Application of unsupervised machine learning techniques for autonomous financial fraud detection in decentralized blockchain environments: a systematic review (#728)

Authors

Porras Poma, Nelson

Mendoza Ramos, Erick Angel

Huaman Aguirre, Arnold Anthony

Zarate Segura, Guillermo Wenceslao

Abstract

The rapid growth of decentralized blockchain-based financial systems has introduced new challenges in fraud detection, particularly due to anonymity, scalability, and the dynamic nature of transactions. Traditional supervised learning approaches often prove insufficient in these environments due to their reliance on labeled data and fixed patterns. This systematic literature review (SLR) investigates the application of unsupervised machine learning techniques for autonomous fraud detection in decentralized blockchain environments, analyzing their effectiveness, adaptability, and limitations compared to supervised or semi-supervised methods.
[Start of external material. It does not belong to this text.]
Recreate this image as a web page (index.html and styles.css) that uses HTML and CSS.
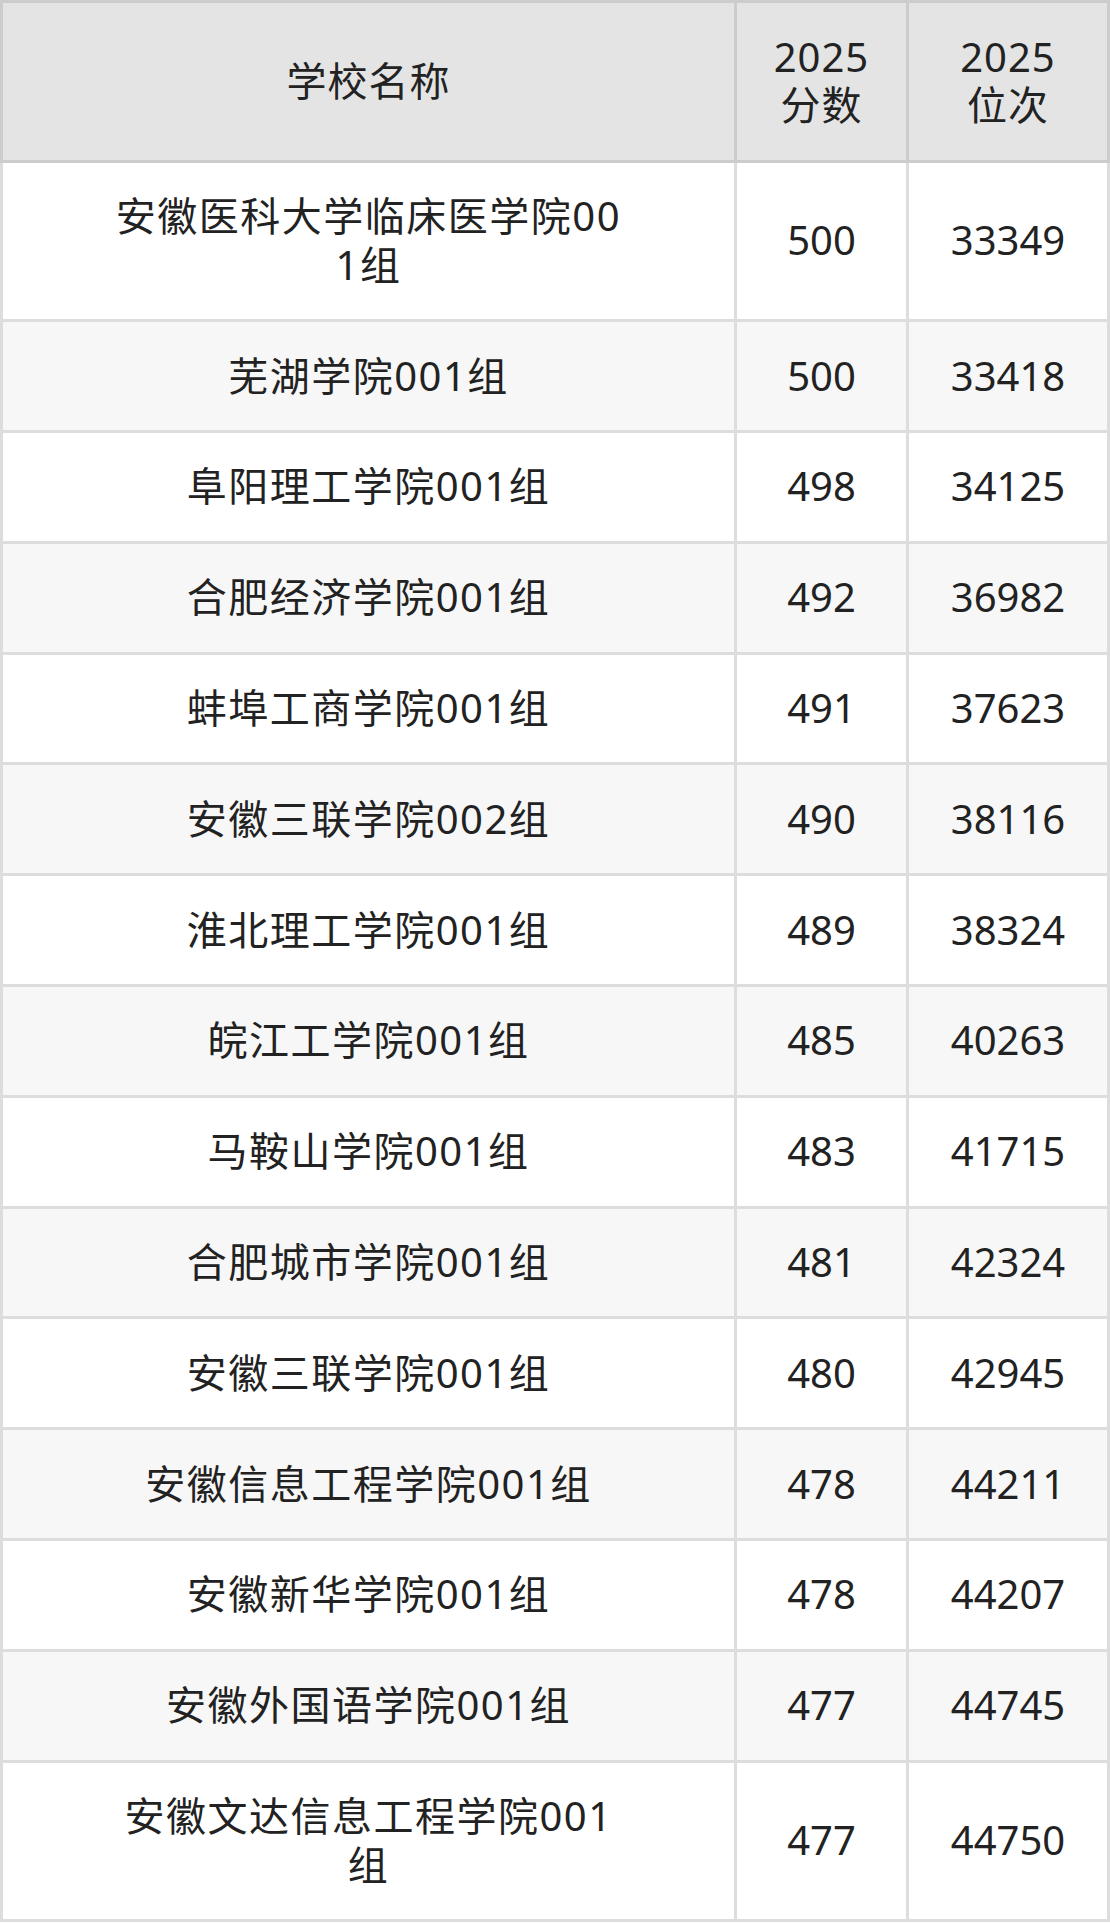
FILE: index.html
```html
<!DOCTYPE html>
<html lang="zh">
<head>
<meta charset="utf-8">
<link rel="stylesheet" href="styles.css">
<title>分数位次</title>
</head>
<body>
<table class="score-table">
  <thead>
    <tr>
      <th class="col-name">学校名称</th>
      <th class="col-score">2025<br>分数</th>
      <th class="col-rank">2025<br>位次</th>
    </tr>
  </thead>
  <tbody>
    <tr><td class="name">安徽医科大学临床医学院001组</td><td>500</td><td>33349</td></tr>
    <tr><td class="name">芜湖学院001组</td><td>500</td><td>33418</td></tr>
    <tr><td class="name">阜阳理工学院001组</td><td>498</td><td>34125</td></tr>
    <tr><td class="name">合肥经济学院001组</td><td>492</td><td>36982</td></tr>
    <tr><td class="name">蚌埠工商学院001组</td><td>491</td><td>37623</td></tr>
    <tr><td class="name">安徽三联学院002组</td><td>490</td><td>38116</td></tr>
    <tr><td class="name">淮北理工学院001组</td><td>489</td><td>38324</td></tr>
    <tr><td class="name">皖江工学院001组</td><td>485</td><td>40263</td></tr>
    <tr><td class="name">马鞍山学院001组</td><td>483</td><td>41715</td></tr>
    <tr><td class="name">合肥城市学院001组</td><td>481</td><td>42324</td></tr>
    <tr><td class="name">安徽三联学院001组</td><td>480</td><td>42945</td></tr>
    <tr><td class="name">安徽信息工程学院001组</td><td>478</td><td>44211</td></tr>
    <tr><td class="name">安徽新华学院001组</td><td>478</td><td>44207</td></tr>
    <tr><td class="name">安徽外国语学院001组</td><td>477</td><td>44745</td></tr>
    <tr><td class="name">安徽文达信息工程学院001组</td><td>477</td><td>44750</td></tr>
  </tbody>
</table>
</body>
</html>
```

FILE: styles.css
```css
html, body {
  margin: 0;
  padding: 0;
  background: #ffffff;
}

.score-table {
  width: 1110px;
  border-collapse: separate;
  border-spacing: 0;
  table-layout: fixed;
  font-family: "Noto Sans", "Noto Sans CJK SC", sans-serif;
  font-size: 40px;
  line-height: 48.8px;
  color: #222222;
}

.score-table th,
.score-table td {
  box-sizing: border-box;
  text-align: center;
  vertical-align: middle;
  padding: 29.5px 0;
  font-weight: 400;
  border-right: 3px solid #dddddd;
  border-bottom: 3px solid #dddddd;
  word-break: break-all;
}

.score-table th {
  background: #e4e4e4;
  border-top: 3px solid #cccccc;
  border-right-color: #cccccc;
  border-bottom-color: #cccccc;
  letter-spacing: 1px;
}

.score-table th:first-child,
.score-table td:first-child {
  border-left: 3px solid #dddddd;
}

.score-table th:first-child {
  border-left-color: #cccccc;
}

.col-name { width: 737px; }
.col-score { width: 172px; }
.col-rank { width: 201px; }

.score-table td.name {
  padding-left: 106px;
  padding-right: 106px;
  letter-spacing: 1.5px;
}

.score-table tbody tr:nth-child(even) td {
  background: #f7f7f7;
}
```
Using a rigorous methodology based on the PICOC framework and PRISMA guidelines, we reviewed 20 studies published between 2021 and 2025. The results reveal that clustering and anomaly detection algorithms (such as autoencoders and graph-based methods) achieve superior performance (85–99% accuracy) in identifying common frauds like phishing and Ponzi schemes, leveraging blockchain's transparency and immutability. Key metrics such as recall (90–95%) and F1-score (88–93%) prove critical for evaluating models on imbalanced datasets. However, challenges persist in scalability, privacy, and cross-protocol adaptability. This study contributes a taxonomy of unsupervised techniques applied to blockchain fraud detection and proposes future research directions, such as hybrid models and standardized evaluation frameworks for decentralized ecosystems.